Most artists enthuse over old postcards—along with say paper maps and comics—(I, for example, am a John Stezaker and Malcolm Morley fan: I’m intrigued by what artists do with these things) so it is fascinating to see von Sturmer’s take on these commonplace (here often handtinted) artefacts. Aside from his creative predilections in terms of writing, in his introduction he mentions some categories of postcard: bad (counterproductive to the aims of their producers); boring; uniquely inspiring through unusual individuality; and potentially reverie inducing—an otherworldliness. Often his ‘translations’ show an interest in science-fiction.

With each of the sixteen story-poems, von Sturmer uses two double-page spreads to inspire four verses linked by narrative: three four-lined verses followed by one of five lines. He puts a bit of extra muscle in at the end—for emphasis through added cadence.

Sometimes the words (eg.#12) surprisingly seem to allude to late sixties pop music (Simon and Garfunkel’s America—on their Bookends album—or perhaps Joni Mitchell’s Big Yellow Taxi). Other times von Sturmer quotes a sentence found on the postcard itself to get things rolling. For example, started by a text imposed over an image of waves crashing on a beach, Story #4 goes:

The sea
in all its vague immensity
takes away words
leaves behind stones.

Diamonds can’t be found
in the quiet earth.
You need to search for them
near volcanoes.

Birth is mysterious,
death is the same.
Hot vents through which
we come and we go.

The inexplicable
about to be explained…vanishes.
There’s just the beauty
of prime numbers,
the multiplication of arcs.

Above the third stanza is an image of a young Māori boy soaking in a hot rock pool, and above the fourth some coastal rock formations in Ireland where the sea has eaten through to form dramatic arches. The line ‘multiplication of arcs’ reminds me of Sol LeWitt drawings, in his books and on wall drawings, of calibrated curves, elegantly sweeping arcs.

Another story (#7) starts with a desert scene of bright ‘blood’ red flowers—called Sturt’s Desert Pea—that look vaguely like crablike creatures with piercing black eyes living under paper lanterns. These ‘aliens’ von Sturmer skilfully knits into a narrative that pulls in all four images, recontextualising postcards from Australia (Adelaide where these flowers are a state icon), Italy (some ornate buildings in desolate Bergamo where no life is aparent), more Italy (a room of painted Renaissance maps in Florence where there is a giant globe) and Finland (Helsinki, where there is hideous modernist monument honouring Sibelius).

The four verses go:

When the aliens landed
it was a hot day
And the air was filled
with the sound of cicadas.

By twilight it became clear
that the humans had gone.
Only their monuments
were left behind.

From deep in space
they believed the earth to be
a most orderly planet
filled with promise.

But on the ground
they now sensed
a growing discord,
and painful vibrations
sent them back to their ships.

While you are examining the images, and perhaps looking up their locations and subject matters at the back of the book, von Sturmer is insisting with his choice of words on a suspension of belief, and the primacy of the human imagination. In fact the excitement within the writing makes von Sturmer seem just as surprised with the text as you are, delighting in the unpredictability of thought, even when it clings to a generating visual logic, and demonstrating that he is superbly good at controlling emotional tone and fluidly flowing narrative.

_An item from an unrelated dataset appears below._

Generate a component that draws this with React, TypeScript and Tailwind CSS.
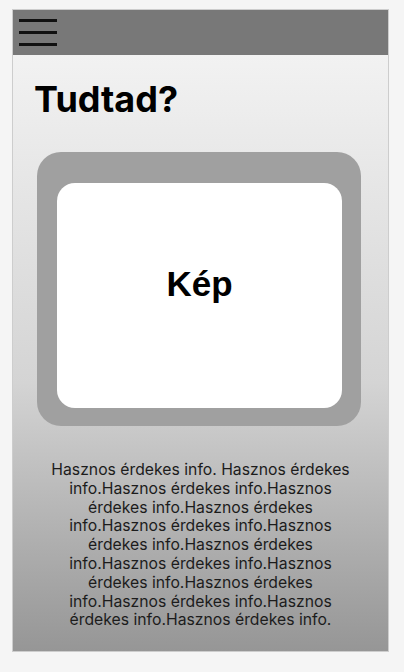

This is a funny, thoughtful, and sensual book, an unusual publication where the writer holds out a series of mental hoops for the reader to jump through. What is photographed as a memento for tourists is transformed by verbal declaration into something unexpectedly different, and (in the—more extreme—Rauschenberg ‘Iris Clert’ or Michael Craig-Martin tradition) it makes you willingly see it through the author/artist’s eyes: afresh and revitalised.